Speaking of HBM3, Samsung says that it will move forward from the FP16 SIMD processing in HBM2 to FP64 in HBM3, meaning the chips will have expanded capabilities. FP16 and FP32 will be reserved for data center usages, while INT8 and INT16 will serve the LPDDR5, DDR5, and GDDR6 segments.
Additionally, you lose half the capacity of an 8GB chip if you want the computational power of HBM2 PIM, but there will be no such capacity tradeoffs in the future: The chips will have the full standard capacity regardless of the computational capabilities.
Samsung will also bring this capability to other types of memory, like GDDR6, and widen the possible applications.

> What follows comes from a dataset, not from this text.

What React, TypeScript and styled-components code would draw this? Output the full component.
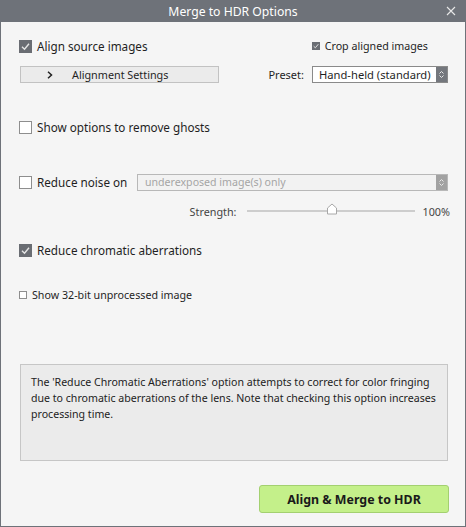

CXL support could also be on the horizon. Samsung says its Aquabolt-XL HBM2 chips are available for purchase and integration today, with its other products are already working their way through the developmental pipeline.
Who knows, with the rise of AI-based upscaling and rendering techniques, this tech could be more of a game-changer for enthusiasts than we see on the surface. In the future, it's plausible that GPU memory could handle some of the computational workloads to boost GPU performance and reduce energy consumption.